> **GIVEN REQUEST**
Restate each line word for word. Leave out every picture.

> **DATASET EXCERPT**
## Start

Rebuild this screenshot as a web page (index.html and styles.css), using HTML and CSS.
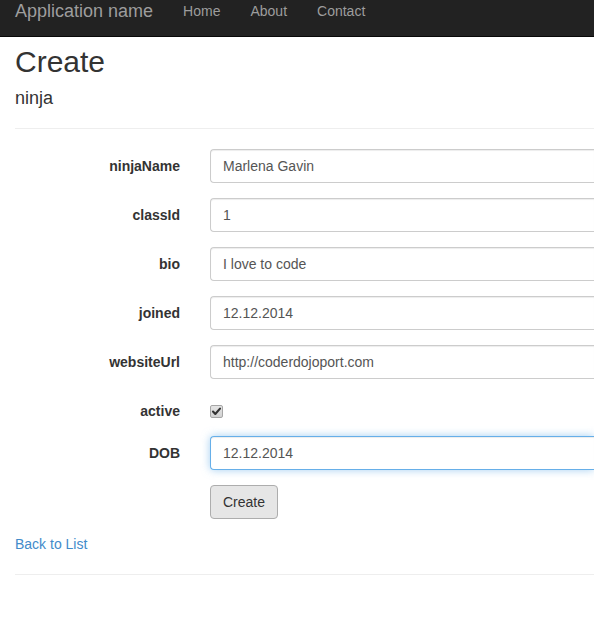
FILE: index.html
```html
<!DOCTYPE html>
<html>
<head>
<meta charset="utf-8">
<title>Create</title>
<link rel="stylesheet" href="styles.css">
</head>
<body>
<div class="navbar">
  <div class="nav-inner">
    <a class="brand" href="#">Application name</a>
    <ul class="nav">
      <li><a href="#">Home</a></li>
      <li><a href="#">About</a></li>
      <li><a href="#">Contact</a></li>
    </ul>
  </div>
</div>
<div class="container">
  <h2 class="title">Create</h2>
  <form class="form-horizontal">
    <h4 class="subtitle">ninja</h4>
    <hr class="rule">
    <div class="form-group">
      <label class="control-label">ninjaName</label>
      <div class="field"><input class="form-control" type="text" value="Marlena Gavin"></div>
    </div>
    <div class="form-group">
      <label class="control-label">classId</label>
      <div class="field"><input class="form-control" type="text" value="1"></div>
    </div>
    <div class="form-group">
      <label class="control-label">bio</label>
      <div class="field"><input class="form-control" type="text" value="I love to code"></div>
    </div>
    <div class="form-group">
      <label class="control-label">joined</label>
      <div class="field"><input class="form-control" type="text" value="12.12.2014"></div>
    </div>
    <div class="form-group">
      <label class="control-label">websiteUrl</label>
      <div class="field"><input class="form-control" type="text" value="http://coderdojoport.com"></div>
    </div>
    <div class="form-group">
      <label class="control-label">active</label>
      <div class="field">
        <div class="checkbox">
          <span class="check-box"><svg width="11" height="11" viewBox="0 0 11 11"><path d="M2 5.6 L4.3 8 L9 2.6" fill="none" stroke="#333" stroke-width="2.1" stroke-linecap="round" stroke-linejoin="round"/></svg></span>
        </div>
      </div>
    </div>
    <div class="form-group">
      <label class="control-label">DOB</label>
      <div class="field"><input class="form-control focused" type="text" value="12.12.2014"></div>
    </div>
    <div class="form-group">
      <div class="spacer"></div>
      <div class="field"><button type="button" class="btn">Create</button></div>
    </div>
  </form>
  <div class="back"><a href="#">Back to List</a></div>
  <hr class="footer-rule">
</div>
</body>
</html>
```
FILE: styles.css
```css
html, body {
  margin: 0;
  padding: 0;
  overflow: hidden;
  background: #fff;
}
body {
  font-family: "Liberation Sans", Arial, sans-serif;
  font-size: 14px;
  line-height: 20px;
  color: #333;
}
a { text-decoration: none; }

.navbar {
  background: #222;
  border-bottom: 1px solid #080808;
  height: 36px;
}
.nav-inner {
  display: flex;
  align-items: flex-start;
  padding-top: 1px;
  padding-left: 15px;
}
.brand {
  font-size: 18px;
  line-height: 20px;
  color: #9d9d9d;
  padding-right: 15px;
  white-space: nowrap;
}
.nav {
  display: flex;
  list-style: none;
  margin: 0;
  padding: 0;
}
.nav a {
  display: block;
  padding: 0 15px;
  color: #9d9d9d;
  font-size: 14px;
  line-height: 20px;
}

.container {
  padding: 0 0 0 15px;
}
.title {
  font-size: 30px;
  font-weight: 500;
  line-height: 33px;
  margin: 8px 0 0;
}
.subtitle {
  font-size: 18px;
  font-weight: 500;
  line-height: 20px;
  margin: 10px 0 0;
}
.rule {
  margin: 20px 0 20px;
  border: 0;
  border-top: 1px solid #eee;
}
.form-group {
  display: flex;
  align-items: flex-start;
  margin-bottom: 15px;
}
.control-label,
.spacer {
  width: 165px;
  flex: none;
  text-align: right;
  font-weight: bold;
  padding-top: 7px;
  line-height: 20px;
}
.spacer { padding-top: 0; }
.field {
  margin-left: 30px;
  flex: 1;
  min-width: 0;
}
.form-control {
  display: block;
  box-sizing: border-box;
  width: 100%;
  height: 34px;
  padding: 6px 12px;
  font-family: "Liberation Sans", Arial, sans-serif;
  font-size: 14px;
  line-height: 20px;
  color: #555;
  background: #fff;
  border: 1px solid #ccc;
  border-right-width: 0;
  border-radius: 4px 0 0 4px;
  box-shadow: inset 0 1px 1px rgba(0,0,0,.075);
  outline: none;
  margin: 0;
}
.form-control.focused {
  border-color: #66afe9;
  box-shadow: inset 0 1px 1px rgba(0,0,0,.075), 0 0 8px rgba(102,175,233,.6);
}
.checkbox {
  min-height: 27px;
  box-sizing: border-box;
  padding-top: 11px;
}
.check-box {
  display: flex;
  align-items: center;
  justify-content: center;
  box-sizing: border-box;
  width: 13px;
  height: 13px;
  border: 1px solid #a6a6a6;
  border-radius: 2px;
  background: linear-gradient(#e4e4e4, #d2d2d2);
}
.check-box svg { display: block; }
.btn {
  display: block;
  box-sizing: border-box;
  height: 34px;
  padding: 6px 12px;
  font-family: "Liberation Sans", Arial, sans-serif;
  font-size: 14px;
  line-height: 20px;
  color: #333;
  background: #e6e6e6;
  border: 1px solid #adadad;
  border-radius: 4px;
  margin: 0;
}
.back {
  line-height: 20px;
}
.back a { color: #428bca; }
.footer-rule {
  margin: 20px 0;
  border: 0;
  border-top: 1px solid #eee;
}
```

## End

> **FULL ANSWER**
Rebuild this screenshot as a web page (index.html and styles.css), using HTML and CSS.
FILE: index.html
```html
<!DOCTYPE html>
<html>
<head>
<meta charset="utf-8">
<title>Create</title>
<link rel="stylesheet" href="styles.css">
</head>
<body>
<div class="navbar">
  <div class="nav-inner">
    <a class="brand" href="#">Application name</a>
    <ul class="nav">
      <li><a href="#">Home</a></li>
      <li><a href="#">About</a></li>
      <li><a href="#">Contact</a></li>
    </ul>
  </div>
</div>
<div class="container">
  <h2 class="title">Create</h2>
  <form class="form-horizontal">
    <h4 class="subtitle">ninja</h4>
    <hr class="rule">
    <div class="form-group">
      <label class="control-label">ninjaName</label>
      <div class="field"><input class="form-control" type="text" value="Marlena Gavin"></div>
    </div>
    <div class="form-group">
      <label class="control-label">classId</label>
      <div class="field"><input class="form-control" type="text" value="1"></div>
    </div>
    <div class="form-group">
      <label class="control-label">bio</label>
      <div class="field"><input class="form-control" type="text" value="I love to code"></div>
    </div>
    <div class="form-group">
      <label class="control-label">joined</label>
      <div class="field"><input class="form-control" type="text" value="12.12.2014"></div>
    </div>
    <div class="form-group">
      <label class="control-label">websiteUrl</label>
      <div class="field"><input class="form-control" type="text" value="http://coderdojoport.com"></div>
    </div>
    <div class="form-group">
      <label class="control-label">active</label>
      <div class="field">
        <div class="checkbox">
          <span class="check-box"><svg width="11" height="11" viewBox="0 0 11 11"><path d="M2 5.6 L4.3 8 L9 2.6" fill="none" stroke="#333" stroke-width="2.1" stroke-linecap="round" stroke-linejoin="round"/></svg></span>
        </div>
      </div>
    </div>
    <div class="form-group">
      <label class="control-label">DOB</label>
      <div class="field"><input class="form-control focused" type="text" value="12.12.2014"></div>
    </div>
    <div class="form-group">
      <div class="spacer"></div>
      <div class="field"><button type="button" class="btn">Create</button></div>
    </div>
  </form>
  <div class="back"><a href="#">Back to List</a></div>
  <hr class="footer-rule">
</div>
</body>
</html>
```
FILE: styles.css
```css
html, body {
  margin: 0;
  padding: 0;
  overflow: hidden;
  background: #fff;
}
body {
  font-family: "Liberation Sans", Arial, sans-serif;
  font-size: 14px;
  line-height: 20px;
  color: #333;
}
a { text-decoration: none; }

.navbar {
  background: #222;
  border-bottom: 1px solid #080808;
  height: 36px;
}
.nav-inner {
  display: flex;
  align-items: flex-start;
  padding-top: 1px;
  padding-left: 15px;
}
.brand {
  font-size: 18px;
  line-height: 20px;
  color: #9d9d9d;
  padding-right: 15px;
  white-space: nowrap;
}
.nav {
  display: flex;
  list-style: none;
  margin: 0;
  padding: 0;
}
.nav a {
  display: block;
  padding: 0 15px;
  color: #9d9d9d;
  font-size: 14px;
  line-height: 20px;
}

.container {
  padding: 0 0 0 15px;
}
.title {
  font-size: 30px;
  font-weight: 500;
  line-height: 33px;
  margin: 8px 0 0;
}
.subtitle {
  font-size: 18px;
  font-weight: 500;
  line-height: 20px;
  margin: 10px 0 0;
}
.rule {
  margin: 20px 0 20px;
  border: 0;
  border-top: 1px solid #eee;
}
.form-group {
  display: flex;
  align-items: flex-start;
  margin-bottom: 15px;
}
.control-label,
.spacer {
  width: 165px;
  flex: none;
  text-align: right;
  font-weight: bold;
  padding-top: 7px;
  line-height: 20px;
}
.spacer { padding-top: 0; }
.field {
  margin-left: 30px;
  flex: 1;
  min-width: 0;
}
.form-control {
  display: block;
  box-sizing: border-box;
  width: 100%;
  height: 34px;
  padding: 6px 12px;
  font-family: "Liberation Sans", Arial, sans-serif;
  font-size: 14px;
  line-height: 20px;
  color: #555;
  background: #fff;
  border: 1px solid #ccc;
  border-right-width: 0;
  border-radius: 4px 0 0 4px;
  box-shadow: inset 0 1px 1px rgba(0,0,0,.075);
  outline: none;
  margin: 0;
}
.form-control.focused {
  border-color: #66afe9;
  box-shadow: inset 0 1px 1px rgba(0,0,0,.075), 0 0 8px rgba(102,175,233,.6);
}
.checkbox {
  min-height: 27px;
  box-sizing: border-box;
  padding-top: 11px;
}
.check-box {
  display: flex;
  align-items: center;
  justify-content: center;
  box-sizing: border-box;
  width: 13px;
  height: 13px;
  border: 1px solid #a6a6a6;
  border-radius: 2px;
  background: linear-gradient(#e4e4e4, #d2d2d2);
}
.check-box svg { display: block; }
.btn {
  display: block;
  box-sizing: border-box;
  height: 34px;
  padding: 6px 12px;
  font-family: "Liberation Sans", Arial, sans-serif;
  font-size: 14px;
  line-height: 20px;
  color: #333;
  background: #e6e6e6;
  border: 1px solid #adadad;
  border-radius: 4px;
  margin: 0;
}
.back {
  line-height: 20px;
}
.back a { color: #428bca; }
.footer-rule {
  margin: 20px 0;
  border: 0;
  border-top: 1px solid #eee;
}
```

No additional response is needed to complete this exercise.